[lldb-dev] BasicResultsFormatter - new test results summary

Todd Fiala via lldb-dev lldb-dev at lists.llvm.org
Mon Dec 14 08:19:24 PST 2015


On Mon, Dec 14, 2015 at 6:58 AM, Pavel Labath <labath at google.com> wrote:

> Hi,
>
> thanks a lot for fixing the timeout issue on such a short notice.


Sure thing.  I didn't mind at all once I understood the context in which
they were being used.


> I
> didn't think I'd find myself defending them, as I remember being quite
> upset when they went in, but they have proven useful in stabilising
> the build bots,


Yes, I understand.  I am definitely not a fan of tests that sometimes give
useful signals (tests that don't lock up), but sometimes lock up (and
therefore don't give useful signals). But since the lock-up is catchable
via the timeout, and since we can figure that out definitively, this isn't
quite so bad as it seems at first blush.


> and I think it's likely you may need them as well.
>

I am hopeful the test rerun mechanism generally handles it, but that'll
only be the case if the timeout is triggered by heavy load.  Otherwise, the
rerun phase will be no different.  Time will tell :-)

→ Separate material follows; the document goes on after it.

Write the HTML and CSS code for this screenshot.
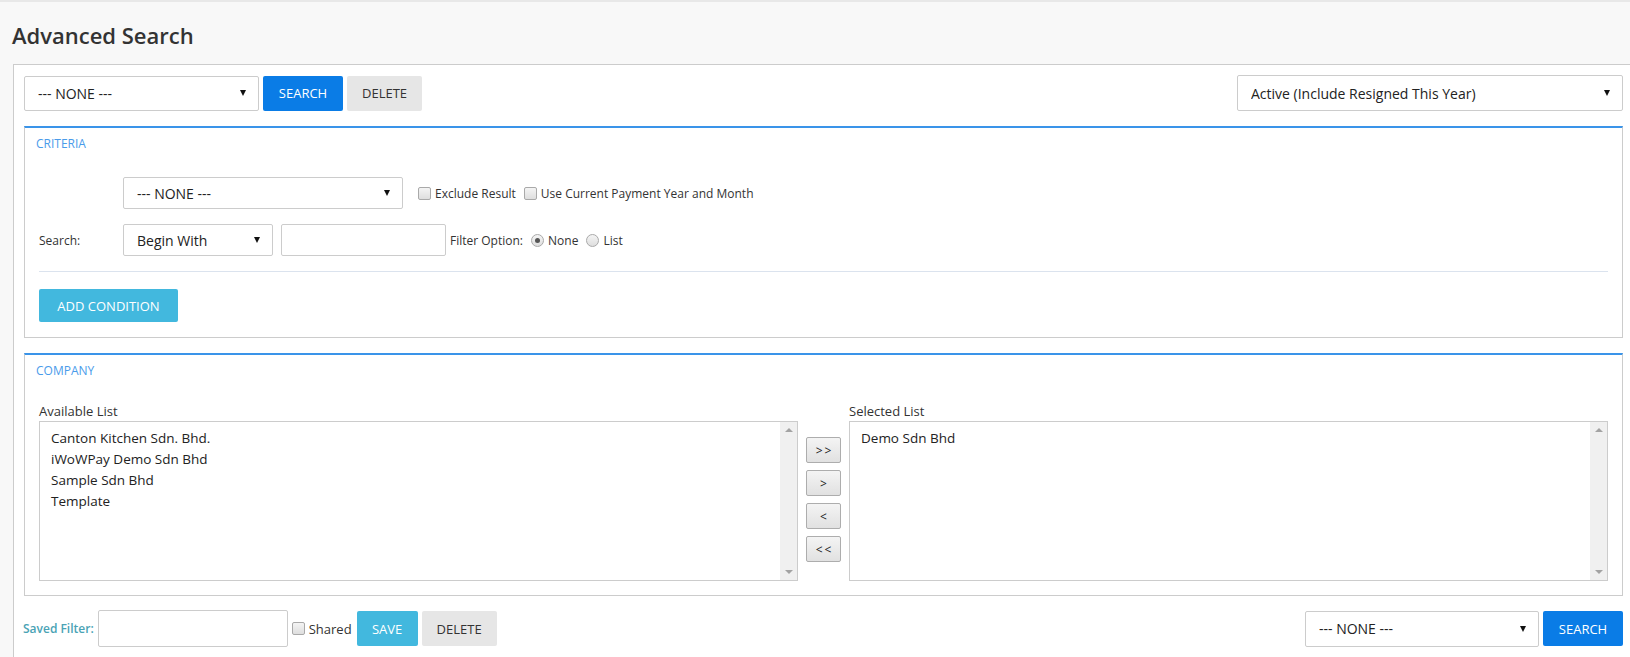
FILE: index.html
```html
<!DOCTYPE html>
<html lang="en">
  <head>
    <meta charset="UTF-8" />
    <title>Advanced Search</title>
    <link rel="stylesheet" href="styles.css">
  </head>
  <body>
    <h1 class="page-title">Advanced Search</h1>

    <div class="panel">
      <div class="toolbar">
        <div class="group">
          <span class="select-wrap w-saved">
            <select><option>--- NONE ---</option></select>
          </span>
          <button class="btn btn-primary w-search">SEARCH</button>
          <button class="btn btn-default w-delete">DELETE</button>
        </div>
        <span class="select-wrap w-status">
          <select><option>Active (Include Resigned This Year)</option></select>
        </span>
      </div>

      <div class="box">
        <div class="box-title">CRITERIA</div>
        <div class="box-body">
          <div class="form-row">
            <span class="row-label"></span>
            <span class="select-wrap w-field">
              <select><option>--- NONE ---</option></select>
            </span>
            <label class="check first"><input type="checkbox" /> Exclude Result</label>
            <label class="check"><input type="checkbox" /> Use Current Payment Year and Month</label>
          </div>
          <div class="form-row">
            <span class="row-label">Search:</span>
            <span class="select-wrap w-mode">
              <select><option>Begin With</option></select>
            </span>
            <input type="text" class="text-input w-value" />
            <span class="filter-label">Filter Option:</span>
            <label class="check"><input type="radio" name="opt" checked /> None</label>
            <label class="check"><input type="radio" name="opt" /> List</label>
          </div>
          <hr class="divider" />
          <button class="btn btn-info w-add">ADD CONDITION</button>
        </div>
      </div>

      <div class="box">
        <div class="box-title">COMPANY</div>
        <div class="box-body company">
          <div class="list-col">
            <div class="list-label">Available List</div>
            <div class="listbox">
              <ul class="items">
                <li>Canton Kitchen Sdn. Bhd.</li>
                <li>iWoWPay Demo Sdn Bhd</li>
                <li>Sample Sdn Bhd</li>
                <li>Template</li>
              </ul>
              <div class="scrollbar"><span class="up"></span><span class="down"></span></div>
            </div>
          </div>
          <div class="move-col">
            <button class="move-btn">&gt;&gt;</button>
            <button class="move-btn">&gt;</button>
            <button class="move-btn">&lt;</button>
            <button class="move-btn">&lt;&lt;</button>
          </div>
          <div class="list-col">
            <div class="list-label">Selected List</div>
            <div class="listbox">
              <ul class="items">
                <li>Demo Sdn Bhd</li>
              </ul>
              <div class="scrollbar"><span class="up"></span><span class="down"></span></div>
            </div>
          </div>
        </div>
      </div>

      <div class="footer-row">
        <div class="group">
          <span class="saved-label">Saved Filter:</span>
          <input type="text" class="text-input w-name" />
          <label class="check shared"><input type="checkbox" /> Shared</label>
          <button class="btn btn-info w-save">SAVE</button>
          <button class="btn btn-default w-delete">DELETE</button>
        </div>
        <div class="group">
          <span class="select-wrap w-saved-bottom">
            <select><option>--- NONE ---</option></select>
          </span>
          <button class="btn btn-primary w-search">SEARCH</button>
        </div>
      </div>
    </div>
  </body>
</html>
```

FILE: styles.css
```css
* {
  margin: 0;
  padding: 0;
  box-sizing: border-box;
}

body {
  font-family: "Open Sans", "Liberation Sans", sans-serif;
  font-size: 12px;
  color: #333;
  background: #f8f8f8;
  border-top: 2px solid #e8e8e8;
  overflow: hidden;
}

.page-title {
  font-size: 22px;
  font-weight: 600;
  line-height: 30px;
  color: #333;
  padding: 18px 0 0 12px;
  margin-bottom: 14px;
}

.panel {
  width: 1621px;
  margin-left: 13px;
  background: #fff;
  border: 1px solid #ccc;
  padding: 10px 10px 20px 10px;
}

.toolbar,
.footer-row {
  display: flex;
  justify-content: space-between;
  align-items: center;
}

.group {
  display: flex;
  align-items: center;
  gap: 4px;
}

/* selects */
.select-wrap {
  position: relative;
  display: inline-block;
  height: 35px;
}

.select-wrap select {
  appearance: none;
  -webkit-appearance: none;
  width: 100%;
  height: 100%;
  border: 1px solid #ccc;
  border-radius: 2px;
  background: #fff;
  font-family: inherit;
  font-size: 14px;
  color: #222;
  padding: 0 13px;
}

.select-wrap::after {
  content: "";
  position: absolute;
  right: 13px;
  top: 50%;
  margin-top: -3px;
  border-left: 3.5px solid transparent;
  border-right: 3.5px solid transparent;
  border-top: 6px solid #111;
}

.w-saved { width: 235px; }
.w-status { width: 386px; height: 36px; }
.w-field { width: 280px; height: 32px; }
.w-mode { width: 150px; height: 32px; }
.w-saved-bottom { width: 234px; height: 36px; }

/* buttons */
.btn {
  height: 35px;
  border: none;
  border-radius: 2px;
  font-family: inherit;
  font-size: 13px;
  cursor: pointer;
}

.btn-primary {
  background: #0a7ce6;
  color: #fff;
}

.btn-default {
  background: #e6e6e6;
  color: #333;
}

.btn-info {
  background: #42b8de;
  color: #fff;
}

.w-search { width: 80px; }
.w-delete { width: 75px; }
.w-add { width: 139px; height: 33px; }
.w-save { width: 61px; }

.text-input {
  border: 1px solid #ccc;
  border-radius: 2px;
  font-family: inherit;
  font-size: 13px;
  padding: 0 8px;
}

.w-value { width: 165px; height: 32px; }
.w-name { width: 190px; height: 37px; }

/* boxes */
.box {
  border: 1px solid #ccc;
  border-top: 2px solid #3a94e9;
  margin-top: 15px;
}

.box-title {
  font-size: 12px;
  line-height: 16px;
  color: #4a9bea;
  padding: 8px 11px 0;
}

.box-body {
  padding: 25px 14px 15px;
}

.form-row {
  display: flex;
  align-items: center;
  gap: 8px;
  margin-bottom: 15px;
}

.row-label {
  width: 76px;
  font-size: 12px;
}

.check {
  display: inline-flex;
  align-items: center;
  gap: 4px;
  font-size: 12px;
  white-space: nowrap;
}

.check.first {
  margin-left: 7px;
}

.check input {
  appearance: none;
  -webkit-appearance: none;
  width: 13px;
  height: 13px;
  border: 1px solid #a9a9a9;
  border-radius: 2px;
  background: linear-gradient(#f4f4f4, #dedede);
  position: relative;
}

.check input[type="radio"] {
  border-radius: 50%;
}

.check input[type="radio"]:checked::after {
  content: "";
  position: absolute;
  left: 3px;
  top: 3px;
  width: 5px;
  height: 5px;
  border-radius: 50%;
  background: #555;
}

.filter-label {
  font-size: 12px;
  margin-left: -4px;
}

.divider {
  border: none;
  border-top: 1px solid #dbe3ee;
  margin: 0 0 17px;
}

/* company lists */
.company {
  display: grid;
  grid-template-columns: 1fr 35px 1fr;
  gap: 8px;
  padding-top: 24px;
  padding-bottom: 14px;
}

.list-label {
  font-size: 13px;
  line-height: 16px;
  margin-bottom: 2px;
}

.listbox {
  display: flex;
  height: 160px;
  border: 1px solid #ccc;
}

.items {
  flex: 1;
  list-style: none;
  padding: 6px 11px;
  font-size: 13.5px;
  line-height: 21px;
  color: #222;
}

.scrollbar {
  width: 17px;
  background: #f0f0f0;
  display: flex;
  flex-direction: column;
  justify-content: space-between;
  align-items: center;
  padding: 6px 0;
}

.scrollbar .up {
  border-left: 4px solid transparent;
  border-right: 4px solid transparent;
  border-bottom: 4px solid #a3a3a3;
}

.scrollbar .down {
  border-left: 4px solid transparent;
  border-right: 4px solid transparent;
  border-top: 4px solid #a3a3a3;
}

.move-col {
  display: flex;
  flex-direction: column;
  gap: 7px;
  padding-top: 34px;
}

.move-btn {
  width: 35px;
  height: 26px;
  border: 1px solid #adadad;
  border-radius: 2px;
  background: linear-gradient(#f4f4f4, #e1e1e1);
  font-family: inherit;
  font-size: 12px;
  letter-spacing: 2px;
  text-indent: 2px;
  color: #222;
}

/* footer */
.footer-row {
  margin-top: 14px;
}

.saved-label {
  color: #4aa3b5;
  font-weight: 600;
  font-size: 12px;
  margin-left: -1px;
}

.shared {
  margin: 0 1px 0 0;
  font-size: 13px;
}
```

> I'll try to now add a nicer way to expect timeouts so that we don't
> have the hack in the new runner as well. I'll add a new message, like
> you did for the flakey decorator.


Feel free to mimic what I did with the flakey decorator sending a new test
event that can additively apply the "'expected timeout" marking to the test
method run.  In fact, if you get the decorator set up and put in a

# TODO @tfiala add test event code here

I can get the rest of it in.


>
> I'm a bit uneasy about adding another kind of a decorator though. What
> would you (and anyone else reading this) think about adding this
> behavior to the existing XFAIL decorators?
> This way, "timeout" would become just another way in which a test can
> "fail", and any test marked with an XFAIL decorator would be eligible
> for this treatment.
>

I think I'd be okay with that.  I like reducing the number of ways we
support failure decoration, so this seems reasonable.


>
> We would lose the ability to individually expect "failures" and
> "timeouts", but I don't think that is really necessary, and I think it
> will be worth the extra maintainability we get from the fact of having
> fewer test decorators.
>
>
OTOH, the piece we then lose is the ability to have an XFAIL mean "Hey this
test really should fail, we haven't implemented feature XYZ (correctly or
otherwise), so this better fail."  In that semantic meaning, an unexpected
success would truly be an actionable signal --- either the test is now
passing because the feature now works (actionable signal option A: the
XFAIL should come off after verifying), or or the test is passing because
it is not testing what it thought it was, and the test needs to be modified
to more tightly bound the expected fail condition (actionable item option
B).

So it eliminates the definiteness of an XFAIL ideally meaning "this really
should fail," turning it into "it is permissible for this to fail."

All that said, our Python test suite is so far away from that ideal right
now.  The highest level output of our test suite that I care about is "if
tests run green, this is a good build", and if "tests run red, this is a
bad build."  I don't see the timeout being rolled into XFAIL as hurting
that.  It seems reasonable to roll them together at this time.  And the
test output will list and count the timeouts.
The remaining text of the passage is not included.